=== To do ===
Give the number of lines in the data that hold the word "React", and nothing else.

=== Entries provided ===
#####
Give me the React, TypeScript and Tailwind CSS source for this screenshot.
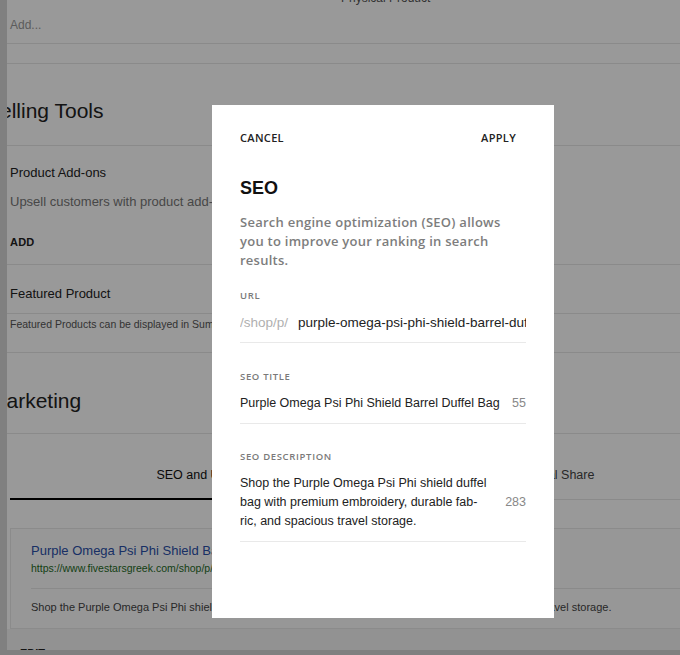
import React from 'react'

const sans = { fontFamily: '"Liberation Sans", Arial, sans-serif' }
const open = { fontFamily: '"Open Sans", sans-serif' }

function Line() {
  return <div className="h-px bg-[#e6e6e6]" />
}

function BackgroundPage() {
  return (
    <div className="absolute inset-0 pl-[7px] bg-[#d6d6d6]" style={sans}>
      <div className="h-[650px] bg-white overflow-hidden">
        {/* top block */}
        <div className="-mt-[10px] h-[53px] pl-[3px]">
          <div className="pl-[331px] text-[12px] leading-[16px] text-[#555]">Physical Product</div>
          <div className="mt-[11px] text-[12px] leading-[16px] text-[#999]">Add...</div>
        </div>
        <Line />
        <div className="h-[19px]" />
        <Line />

        {/* selling tools */}
        <div className="h-[81px] pt-[33px] -ml-[21px]">
          <h2 className="text-[21px] leading-[28px] text-[#222]">Selling Tools</h2>
        </div>
        <Line />
        <div className="pl-[3px]">
          <div className="pt-[19px] text-[13px] leading-[16px] text-[#222]">Product Add-ons</div>
          <div className="mt-[13px] text-[13px] leading-[16px] text-[#777]">Upsell customers with product add-ons to increase sales</div>
          <div className="mt-[25px] text-[11px] leading-[14px] font-bold tracking-[0.02em] text-[#222]">ADD</div>
          <div className="h-[15px]" />
        </div>
        <Line />
        <div className="pl-[3px] h-[48px] pt-[21px]">
          <div className="text-[13px] leading-[16px] text-[#222]">Featured Product</div>
        </div>
        <Line />
        <div className="pl-[3px] h-[38px] pt-[3px]">
          <div className="text-[10.5px] leading-[14px] text-[#555] whitespace-nowrap">Featured Products can be displayed in Summary Blocks and Product Blocks.</div>
        </div>
        <Line />

        {/* marketing */}
        <div className="h-[80px] pt-[34px] -ml-[18px]">
          <h2 className="text-[21px] leading-[28px] text-[#222]">Marketing</h2>
        </div>
        <Line />

        {/* tabs */}
        <div className="flex pl-[3px]">
          <div className="w-[372px] shrink-0 h-[66px] border-b-2 border-black flex items-center justify-center pt-[18px] text-[12.5px] text-[#111]">
            SEO and URL
          </div>
          <div className="w-[354px] shrink-0 h-[66px] border-b border-[#e6e6e6] flex items-center justify-center pt-[18px] text-[12.5px] text-[#444]">
            Social Share
          </div>
        </div>

        <div className="pl-[3px] pt-[28px]">
          <div className="border border-[#e8e8e8] bg-[#fcfcfc] w-[720px]">
            <div className="px-[20px] pt-[14px] pb-[13px]">
              <div className="text-[13px] leading-[16px] text-[#2a4fa8]">Purple Omega Psi Phi Shield Barrel Duffel Bag</div>
              <div className="mt-[3px] text-[10.5px] leading-[13px] text-[#1f6b1f] whitespace-nowrap">https://www.fivestarsgreek.com/shop/p/purple-omega-psi-phi-shield-barrel-duffel-bag</div>
            </div>
            <div className="mx-[20px] h-px bg-[#e6e6e6]" />
            <div className="px-[20px] pt-[11px] pb-[14px] text-[11px] leading-[14px] text-[#444] whitespace-nowrap">
              Shop the Purple Omega Psi Phi shield duffel bag with premium embroidery, durable fabric, and spacious travel storage.
            </div>
          </div>
          <div className="h-[40px] bg-[#f4f4f4] -ml-[3px] pl-[13px] pt-[17px] text-[11px] leading-[14px] font-bold text-[#222]">EDIT</div>
        </div>
      </div>
    </div>
  )
}

function Field({
  label,
  counter,
  children,
  gap,
}: {
  label: string
  counter?: string
  children: React.ReactNode
  gap: string
}) {
  return (
    <div className={gap}>
      <div className="text-[9.5px] leading-[12px] font-semibold tracking-[0.07em] text-[#7a7a7a]" style={open}>
        {label}
      </div>
      <div className="mt-[11px] pb-[10px] border-b border-[#e9e9e9] flex items-center gap-3">
        <div className="flex-1 min-w-0">{children}</div>
        {counter && <div className="text-[12.5px] text-[#888]" style={sans}>{counter}</div>}
      </div>
    </div>
  )
}

export default function App() {
  return (
    <div className="relative w-[680px] h-[655px] overflow-hidden bg-white">
      <BackgroundPage />
      <div className="absolute inset-0 bg-black/40" />

      {/* modal */}
      <div className="absolute left-[212px] top-[105px] w-[342px] h-[513px] bg-white px-[28px] pt-[26px]">
        <div className="flex justify-between text-[11px] leading-[14px] font-semibold tracking-[0.03em] text-[#222]" style={open}>
          <button>CANCEL</button>
          <button className="pr-[10px]">APPLY</button>
        </div>

        <h1 className="mt-[32px] text-[18px] leading-[22px] font-bold text-[#111]" style={sans}>SEO</h1>

        <p className="mt-[14px] text-[13px] leading-[19px] font-semibold tracking-[0.02em] text-[#7d7d7d]" style={open}>
          Search engine optimization (SEO) allows
          <br />
          you to improve your ranking in search
          <br />
          results.
        </p>

        <Field label="URL" gap="mt-[20px]">
          <div className="flex whitespace-nowrap overflow-hidden text-[13.5px] leading-[19px]" style={sans}>
            <span className="text-[#b0b0b0] mr-[10px]">/shop/p/</span>
            <span className="text-[#222]">purple-omega-psi-phi-shield-barrel-duffel-bag</span>
          </div>
        </Field>

        <Field label="SEO TITLE" counter="55" gap="mt-[28px]">
          <div className="text-[12.5px] leading-[18px] text-[#222] whitespace-nowrap" style={sans}>
            Purple Omega Psi Phi Shield Barrel Duffel Bag
          </div>
        </Field>

        <Field label="SEO DESCRIPTION" counter="283" gap="mt-[27px]">
          <div className="text-[12.5px] leading-[19px] text-[#222] whitespace-nowrap" style={sans}>
            Shop the Purple Omega Psi Phi shield duffel
            <br />
            bag with premium embroidery, durable fab-
            <br />
            ric, and spacious travel storage.
          </div>
        </Field>
      </div>
    </div>
  )
}
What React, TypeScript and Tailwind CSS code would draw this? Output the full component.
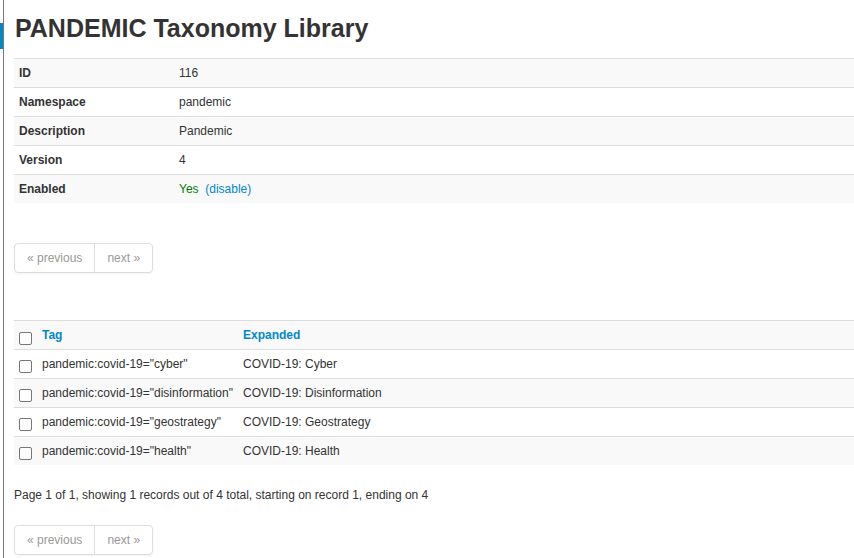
import React from "react";

const font = { fontFamily: '"Liberation Sans", Arial, sans-serif' };

function Box({ mt }: { mt: string }) {
  return (
    <span
      className={`block w-[13px] h-[13px] border border-[#767676] rounded-[2px] bg-white ${mt}`}
    />
  );
}

function Pager() {
  return (
    <div className="flex">
      <div className="flex whitespace-nowrap border border-[#dddddd] rounded-[4px] shadow-[0_1px_2px_rgba(0,0,0,0.05)] text-[#999999] text-[12px] leading-[20px]">
        <span className="px-[12px] py-[4px] border-r border-[#dddddd]">« previous</span>
        <span className="px-[12px] py-[4px]">next »</span>
      </div>
    </div>
  );
}

export default function App() {
  const info: [string, React.ReactNode][] = [
    ["ID", "116"],
    ["Namespace", "pandemic"],
    ["Description", "Pandemic"],
    ["Version", "4"],
    [
      "Enabled",
      <span>
        <span className="text-[#008000]">Yes</span>
        <span className="text-[#0088cc]">&nbsp;&nbsp;(disable)</span>
      </span>,
    ],
  ];
  const tags: [string, string][] = [
    ['pandemic:covid-19="cyber"', "COVID-19: Cyber"],
    ['pandemic:covid-19="disinformation"', "COVID-19: Disinformation"],
    ['pandemic:covid-19="geostrategy"', "COVID-19: Geostrategy"],
    ['pandemic:covid-19="health"', "COVID-19: Health"],
  ];
  return (
    <div className="flex min-h-[558px] bg-white text-[#333333] text-[12px] leading-[20px]" style={font}>
      <div className="w-[4px] shrink-0 border-r border-[#777777]">
        <div className="h-[23px]" />
        <div className="h-[26px] w-[3px] bg-[#0088cc]" />
      </div>
      <div className="flex-1 pl-[10px]">
        <h2 className="text-[25px] leading-[30px] font-bold text-[#333333] pt-[13px] pb-[15px] pl-[1px]">
          PANDEMIC Taxonomy Library
        </h2>
        <table className="w-full border-collapse">
          <tbody>
            {info.map(([k, v], i) => (
              <tr key={k} className={i % 2 === 0 ? "bg-[#f9f9f9]" : "bg-white"}>
                <td className="w-[160px] border-t border-[#dddddd] px-[5px] py-[4px] font-bold align-top">{k}</td>
                <td className="border-t border-[#dddddd] px-[5px] py-[4px] align-top">{v}</td>
              </tr>
            ))}
          </tbody>
        </table>
        <div className="h-[40px]" />
        <Pager />
        <div className="h-[47px]" />
        <table className="w-full border-collapse">
          <tbody>
            <tr className="bg-[#f9f9f9]">
              <td className="w-[23px] border-t border-[#dddddd] px-[5px] py-[4px] align-top">
                <Box mt="mt-[7px]" />
              </td>
              <td className="border-t border-[#dddddd] px-[5px] py-[4px] font-bold text-[#0088cc] whitespace-nowrap align-top">Tag</td>
              <td className="border-t border-[#dddddd] px-[5px] py-[4px] font-bold text-[#0088cc] align-top">Expanded</td>
            </tr>
            {tags.map(([t, e], i) => (
              <tr key={t} className={i % 2 === 1 ? "bg-[#f9f9f9]" : "bg-white"}>
                <td className="w-[23px] border-t border-[#dddddd] px-[5px] py-[4px] align-top">
                  <Box mt="mt-[6px]" />
                </td>
                <td className="w-[201px] border-t border-[#dddddd] px-[5px] py-[4px] whitespace-nowrap align-top">{t}</td>
                <td className="border-t border-[#dddddd] px-[5px] py-[4px] align-top">{e}</td>
              </tr>
            ))}
          </tbody>
        </table>
        <p className="mt-[20px] mb-[20px]">
          Page 1 of 1, showing 1 records out of 4 total, starting on record 1, ending on 4
        </p>
        <Pager />
      </div>
    </div>
  );
}
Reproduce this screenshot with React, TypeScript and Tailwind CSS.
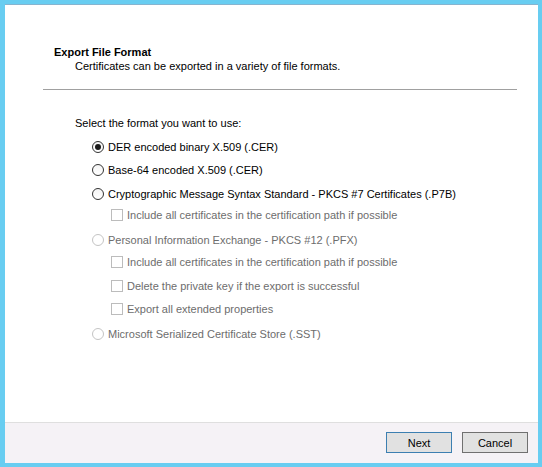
import React from "react"

const font = { fontFamily: '"Liberation Sans", Arial, sans-serif' }

function Radio({ checked, disabled }: { checked?: boolean; disabled?: boolean }) {
  return (
    <span
      className={
        "flex h-[12px] w-[12px] shrink-0 items-center justify-center rounded-full border " +
        (disabled ? "border-[#c4c4c4] bg-white" : "border-[#333333] bg-gradient-to-b from-[#f4f4f4] to-[#ffffff]")
      }
    >
      {checked && <span className="h-[6px] w-[6px] rounded-full bg-[#1a1a1a]" />}
    </span>
  )
}

function Check() {
  return <span className="h-[12px] w-[12px] shrink-0 border border-[#bcbcbc] bg-white" />
}

function RadioRow({ label, checked, disabled, className }: { label: string; checked?: boolean; disabled?: boolean; className: string }) {
  return (
    <div className={"flex h-[14px] items-center gap-[4px] pl-[87px] " + className}>
      <Radio checked={checked} disabled={disabled} />
      <span className={disabled ? "text-[#6d6d6d]" : "text-black"}>{label}</span>
    </div>
  )
}

function CheckRow({ label, className }: { label: string; className: string }) {
  return (
    <div className={"flex h-[14px] items-center gap-[4px] pl-[106px] " + className}>
      <Check />
      <span className="text-[#6d6d6d]">{label}</span>
    </div>
  )
}

export default function App() {
  return (
    <div className="h-[467px] w-[542px] bg-[#68cdf1] pb-[4px] pl-[5px] pr-[4px] pt-[4px]" style={font}>
      <div className="flex h-full flex-col border-t border-[#86b4cf] bg-white text-[11px] leading-[14px]">
        <div className="flex-1">
          <div className="pl-[49px] pt-[40px] font-bold">Export File Format</div>
          <div className="pl-[70px]">Certificates can be exported in a variety of file formats.</div>
          <div className="ml-[38px] mt-[16px] h-px w-[474px] bg-[#a0a0a0]" />

          <div className="mt-[26px] pl-[70px]">Select the format you want to use:</div>

          <RadioRow className="mt-[10px]" checked label="DER encoded binary X.509 (.CER)" />
          <RadioRow className="mt-[9px]" label="Base-64 encoded X.509 (.CER)" />
          <RadioRow className="mt-[10px]" label="Cryptographic Message Syntax Standard - PKCS #7 Certificates (.P7B)" />
          <CheckRow className="mt-[7px]" label="Include all certificates in the certification path if possible" />
          <RadioRow className="mt-[11px]" disabled label="Personal Information Exchange - PKCS #12 (.PFX)" />
          <CheckRow className="mt-[8px]" label="Include all certificates in the certification path if possible" />
          <CheckRow className="mt-[10px]" label="Delete the private key if the export is successful" />
          <CheckRow className="mt-[9px]" label="Export all extended properties" />
          <RadioRow className="mt-[11px]" disabled label="Microsoft Serialized Certificate Store (.SST)" />
        </div>

        <div className="flex h-[41px] justify-end gap-[10px] border-t border-[#dfdfdf] bg-[#f5f2f6] pr-[10px] pt-[9px]">
          <button className="h-[21px] w-[66px] border border-[#3c7fb1] bg-[#e1e1e1] text-[11px] text-black">Next</button>
          <button className="h-[21px] w-[66px] border border-[#707070] bg-[#e1e1e1] text-[11px] text-black">Cancel</button>
        </div>
      </div>
    </div>
  )
}
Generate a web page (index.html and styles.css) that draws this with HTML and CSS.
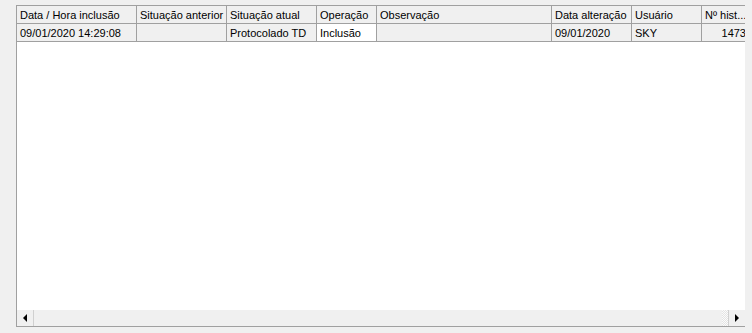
#####
=== The completed task ===
8